Stated goal =
Among the lines below, list those containing the string "this".

Stored dataset items:
[Begin]

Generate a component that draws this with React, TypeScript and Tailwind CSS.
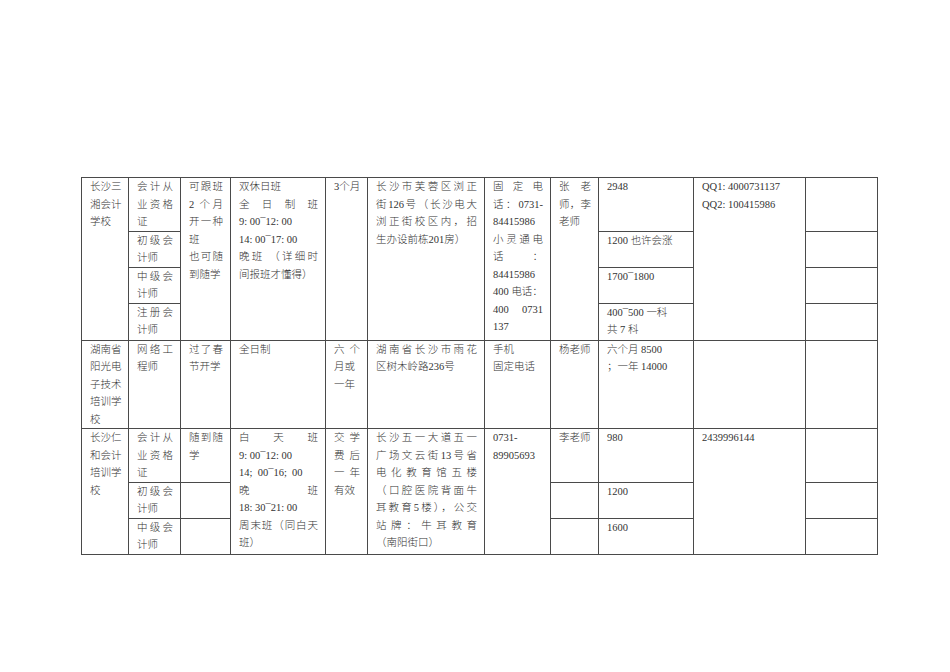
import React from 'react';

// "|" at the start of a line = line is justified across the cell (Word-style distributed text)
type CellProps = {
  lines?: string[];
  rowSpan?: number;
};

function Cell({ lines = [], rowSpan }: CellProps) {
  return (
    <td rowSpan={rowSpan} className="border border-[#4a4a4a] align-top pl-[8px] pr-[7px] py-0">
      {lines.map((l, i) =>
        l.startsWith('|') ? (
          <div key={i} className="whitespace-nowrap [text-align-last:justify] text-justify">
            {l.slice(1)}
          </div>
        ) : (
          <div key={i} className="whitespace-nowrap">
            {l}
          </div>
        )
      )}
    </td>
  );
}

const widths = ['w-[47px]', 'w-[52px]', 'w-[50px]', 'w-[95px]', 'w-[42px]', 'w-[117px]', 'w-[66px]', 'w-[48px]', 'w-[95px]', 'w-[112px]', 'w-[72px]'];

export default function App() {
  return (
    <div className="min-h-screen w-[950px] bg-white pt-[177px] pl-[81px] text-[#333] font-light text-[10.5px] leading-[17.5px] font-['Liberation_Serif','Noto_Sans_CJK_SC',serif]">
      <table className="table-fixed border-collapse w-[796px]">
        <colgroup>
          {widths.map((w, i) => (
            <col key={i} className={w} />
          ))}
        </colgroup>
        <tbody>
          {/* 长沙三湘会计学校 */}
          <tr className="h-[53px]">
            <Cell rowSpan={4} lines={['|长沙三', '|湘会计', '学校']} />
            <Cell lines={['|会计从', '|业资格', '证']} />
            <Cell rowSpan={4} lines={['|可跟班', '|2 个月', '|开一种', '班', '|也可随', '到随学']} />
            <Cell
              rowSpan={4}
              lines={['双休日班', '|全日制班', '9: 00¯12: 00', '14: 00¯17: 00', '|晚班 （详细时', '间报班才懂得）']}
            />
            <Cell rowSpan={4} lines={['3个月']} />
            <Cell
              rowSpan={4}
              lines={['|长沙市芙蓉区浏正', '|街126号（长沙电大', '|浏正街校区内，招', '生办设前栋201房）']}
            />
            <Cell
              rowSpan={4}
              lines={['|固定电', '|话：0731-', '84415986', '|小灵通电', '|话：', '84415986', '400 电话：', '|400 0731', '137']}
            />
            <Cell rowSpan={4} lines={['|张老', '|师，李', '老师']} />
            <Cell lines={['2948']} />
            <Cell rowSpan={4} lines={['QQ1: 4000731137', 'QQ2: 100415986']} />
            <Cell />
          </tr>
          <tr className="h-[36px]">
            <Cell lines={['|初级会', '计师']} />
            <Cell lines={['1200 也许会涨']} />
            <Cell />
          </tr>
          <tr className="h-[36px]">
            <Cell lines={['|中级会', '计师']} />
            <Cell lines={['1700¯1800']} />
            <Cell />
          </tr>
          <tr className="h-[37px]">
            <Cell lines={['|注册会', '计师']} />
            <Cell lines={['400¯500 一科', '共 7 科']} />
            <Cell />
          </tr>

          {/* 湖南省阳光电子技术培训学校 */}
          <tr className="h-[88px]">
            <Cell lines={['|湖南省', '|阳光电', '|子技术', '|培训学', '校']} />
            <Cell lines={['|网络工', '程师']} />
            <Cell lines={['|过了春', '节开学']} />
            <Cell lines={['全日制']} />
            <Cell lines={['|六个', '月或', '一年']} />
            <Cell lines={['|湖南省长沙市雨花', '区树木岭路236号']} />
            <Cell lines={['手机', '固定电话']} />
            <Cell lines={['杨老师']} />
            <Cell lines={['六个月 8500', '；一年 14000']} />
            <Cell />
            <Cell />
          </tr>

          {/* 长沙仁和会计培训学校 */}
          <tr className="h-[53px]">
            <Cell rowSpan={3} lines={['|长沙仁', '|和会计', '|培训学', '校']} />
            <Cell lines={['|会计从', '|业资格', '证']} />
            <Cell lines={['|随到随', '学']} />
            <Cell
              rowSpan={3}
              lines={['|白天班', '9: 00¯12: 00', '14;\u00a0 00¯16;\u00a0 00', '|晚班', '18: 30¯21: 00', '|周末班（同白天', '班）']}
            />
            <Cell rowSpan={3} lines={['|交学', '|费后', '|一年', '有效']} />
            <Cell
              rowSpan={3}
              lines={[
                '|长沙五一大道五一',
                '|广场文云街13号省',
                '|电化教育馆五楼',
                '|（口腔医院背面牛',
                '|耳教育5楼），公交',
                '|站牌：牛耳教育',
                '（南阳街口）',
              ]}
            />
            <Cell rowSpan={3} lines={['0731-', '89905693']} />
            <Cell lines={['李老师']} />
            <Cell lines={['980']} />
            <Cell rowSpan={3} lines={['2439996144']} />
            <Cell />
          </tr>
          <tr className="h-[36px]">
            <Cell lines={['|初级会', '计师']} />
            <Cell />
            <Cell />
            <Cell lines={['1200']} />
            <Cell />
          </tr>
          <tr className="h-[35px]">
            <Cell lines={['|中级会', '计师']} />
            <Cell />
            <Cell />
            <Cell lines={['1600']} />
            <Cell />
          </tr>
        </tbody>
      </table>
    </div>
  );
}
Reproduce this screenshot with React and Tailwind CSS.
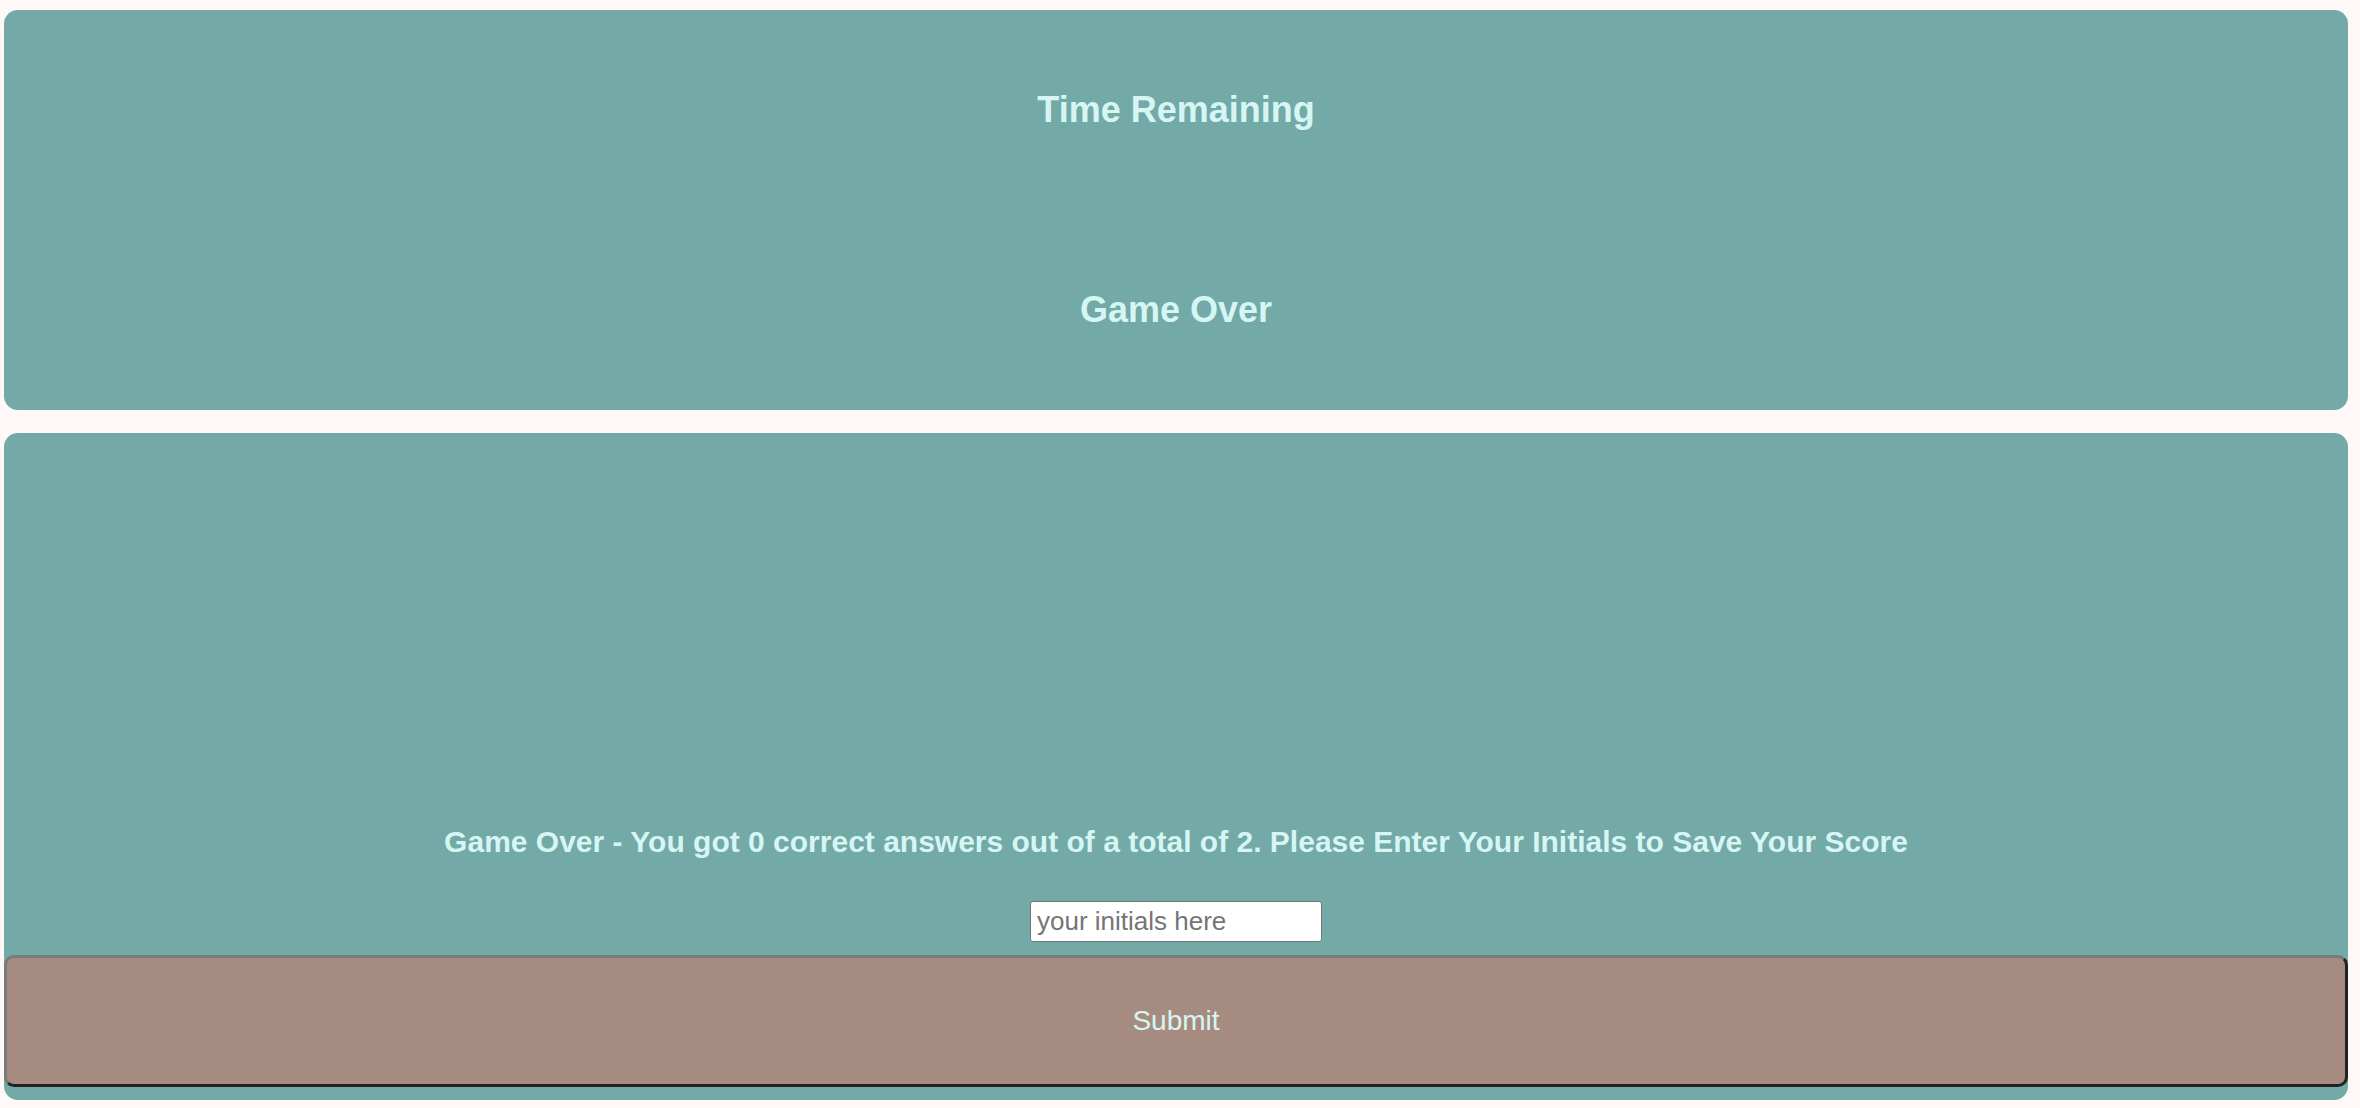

[End]

Right answer =
Generate a component that draws this with React, TypeScript and Tailwind CSS.
Reproduce this screenshot with React and Tailwind CSS.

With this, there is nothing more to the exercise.